DATA SEGMENT -
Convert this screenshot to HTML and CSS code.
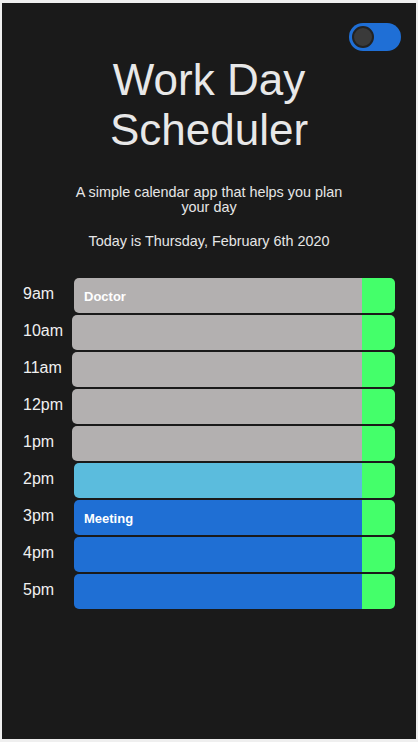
FILE: index.html
```html
<!DOCTYPE html>
<html>
<head>
<meta charset="utf-8">
<link rel="stylesheet" href="styles.css">
</head>
<body>
<div class="app">
  <div class="topbar">
    <div class="toggle"><span class="knob"></span></div>
  </div>
  <header class="header">
    <h1 class="title">Work Day Scheduler</h1>
    <p class="lead">A simple calendar app that helps you plan your day</p>
    <p class="today">Today is Thursday, February 6th 2020</p>
  </header>
  <div class="schedule">
    <div class="row"><div class="hour">9am</div><div class="task past">Doctor</div><div class="save"></div></div>
    <div class="row"><div class="hour">10am</div><div class="task past shift"></div><div class="save"></div></div>
    <div class="row"><div class="hour">11am</div><div class="task past shift"></div><div class="save"></div></div>
    <div class="row"><div class="hour">12pm</div><div class="task past shift"></div><div class="save"></div></div>
    <div class="row"><div class="hour">1pm</div><div class="task past shift"></div><div class="save"></div></div>
    <div class="row"><div class="hour">2pm</div><div class="task present"></div><div class="save"></div></div>
    <div class="row"><div class="hour">3pm</div><div class="task future">Meeting</div><div class="save"></div></div>
    <div class="row"><div class="hour">4pm</div><div class="task future"></div><div class="save"></div></div>
    <div class="row"><div class="hour">5pm</div><div class="task future"></div><div class="save"></div></div>
  </div>
</div>
</body>
</html>
```
FILE: styles.css
```css
html, body {
  margin: 0;
  padding: 0;
  background: #efefef;
}
body {
  padding: 3px 2px;
  font-family: "Liberation Sans", Arial, sans-serif;
}
.app {
  background: #1a1a1a;
  height: 736px;
  color: #e6e6e6;
}
.topbar {
  display: flex;
  justify-content: flex-end;
  padding: 20px 15px 0 0;
}
.toggle {
  width: 52px;
  height: 28px;
  border-radius: 14px;
  background: #1f6fd6;
  display: flex;
  align-items: center;
  padding-left: 3px;
  box-sizing: border-box;
}
.knob {
  width: 22px;
  height: 22px;
  border-radius: 50%;
  background: #3a3a3a;
  box-sizing: border-box;
  border: 2px solid #222;
}
.header {
  text-align: center;
}
.title {
  margin: 4px auto 0;
  font-size: 44px;
  font-weight: normal;
  line-height: 50px;
  color: #e8e8e8;
  width: 260px;
}
.lead {
  margin: 30px auto 0;
  width: 290px;
  font-size: 14.4px;
  line-height: 15px;
}
.today {
  margin: 18px 0 0;
  font-size: 14.4px;
  line-height: 16px;
}
.schedule {
  margin-top: 29px;
  padding: 0 21px;
  display: flex;
  flex-direction: column;
  gap: 2px;
}
.row {
  display: flex;
  height: 35px;
}
.hour {
  width: 51px;
  font-size: 16px;
  padding-top: 7px;
  box-sizing: border-box;
  color: #f0f0f0;
}
.task {
  flex: 1;
  border-radius: 5px 0 0 5px;
  font-size: 13px;
  font-weight: bold;
  color: #fff;
  padding: 11px 0 0 10px;
  box-sizing: border-box;
}
.task.shift {
  margin-left: -2px;
}
.past { background: #b3b0b0; }
.present { background: #5bbcdd; }
.future { background: #1f6fd4; }
.save {
  width: 33px;
  background: #44ff6a;
  border-radius: 0 5px 5px 0;
}
```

THE TASK - Repeat the material above in full and exactly, apart from the pictures.

RESULT -
Convert this screenshot to HTML and CSS code.
FILE: index.html
```html
<!DOCTYPE html>
<html>
<head>
<meta charset="utf-8">
<link rel="stylesheet" href="styles.css">
</head>
<body>
<div class="app">
  <div class="topbar">
    <div class="toggle"><span class="knob"></span></div>
  </div>
  <header class="header">
    <h1 class="title">Work Day Scheduler</h1>
    <p class="lead">A simple calendar app that helps you plan your day</p>
    <p class="today">Today is Thursday, February 6th 2020</p>
  </header>
  <div class="schedule">
    <div class="row"><div class="hour">9am</div><div class="task past">Doctor</div><div class="save"></div></div>
    <div class="row"><div class="hour">10am</div><div class="task past shift"></div><div class="save"></div></div>
    <div class="row"><div class="hour">11am</div><div class="task past shift"></div><div class="save"></div></div>
    <div class="row"><div class="hour">12pm</div><div class="task past shift"></div><div class="save"></div></div>
    <div class="row"><div class="hour">1pm</div><div class="task past shift"></div><div class="save"></div></div>
    <div class="row"><div class="hour">2pm</div><div class="task present"></div><div class="save"></div></div>
    <div class="row"><div class="hour">3pm</div><div class="task future">Meeting</div><div class="save"></div></div>
    <div class="row"><div class="hour">4pm</div><div class="task future"></div><div class="save"></div></div>
    <div class="row"><div class="hour">5pm</div><div class="task future"></div><div class="save"></div></div>
  </div>
</div>
</body>
</html>
```
FILE: styles.css
```css
html, body {
  margin: 0;
  padding: 0;
  background: #efefef;
}
body {
  padding: 3px 2px;
  font-family: "Liberation Sans", Arial, sans-serif;
}
.app {
  background: #1a1a1a;
  height: 736px;
  color: #e6e6e6;
}
.topbar {
  display: flex;
  justify-content: flex-end;
  padding: 20px 15px 0 0;
}
.toggle {
  width: 52px;
  height: 28px;
  border-radius: 14px;
  background: #1f6fd6;
  display: flex;
  align-items: center;
  padding-left: 3px;
  box-sizing: border-box;
}
.knob {
  width: 22px;
  height: 22px;
  border-radius: 50%;
  background: #3a3a3a;
  box-sizing: border-box;
  border: 2px solid #222;
}
.header {
  text-align: center;
}
.title {
  margin: 4px auto 0;
  font-size: 44px;
  font-weight: normal;
  line-height: 50px;
  color: #e8e8e8;
  width: 260px;
}
.lead {
  margin: 30px auto 0;
  width: 290px;
  font-size: 14.4px;
  line-height: 15px;
}
.today {
  margin: 18px 0 0;
  font-size: 14.4px;
  line-height: 16px;
}
.schedule {
  margin-top: 29px;
  padding: 0 21px;
  display: flex;
  flex-direction: column;
  gap: 2px;
}
.row {
  display: flex;
  height: 35px;
}
.hour {
  width: 51px;
  font-size: 16px;
  padding-top: 7px;
  box-sizing: border-box;
  color: #f0f0f0;
}
.task {
  flex: 1;
  border-radius: 5px 0 0 5px;
  font-size: 13px;
  font-weight: bold;
  color: #fff;
  padding: 11px 0 0 10px;
  box-sizing: border-box;
}
.task.shift {
  margin-left: -2px;
}
.past { background: #b3b0b0; }
.present { background: #5bbcdd; }
.future { background: #1f6fd4; }
.save {
  width: 33px;
  background: #44ff6a;
  border-radius: 0 5px 5px 0;
}
```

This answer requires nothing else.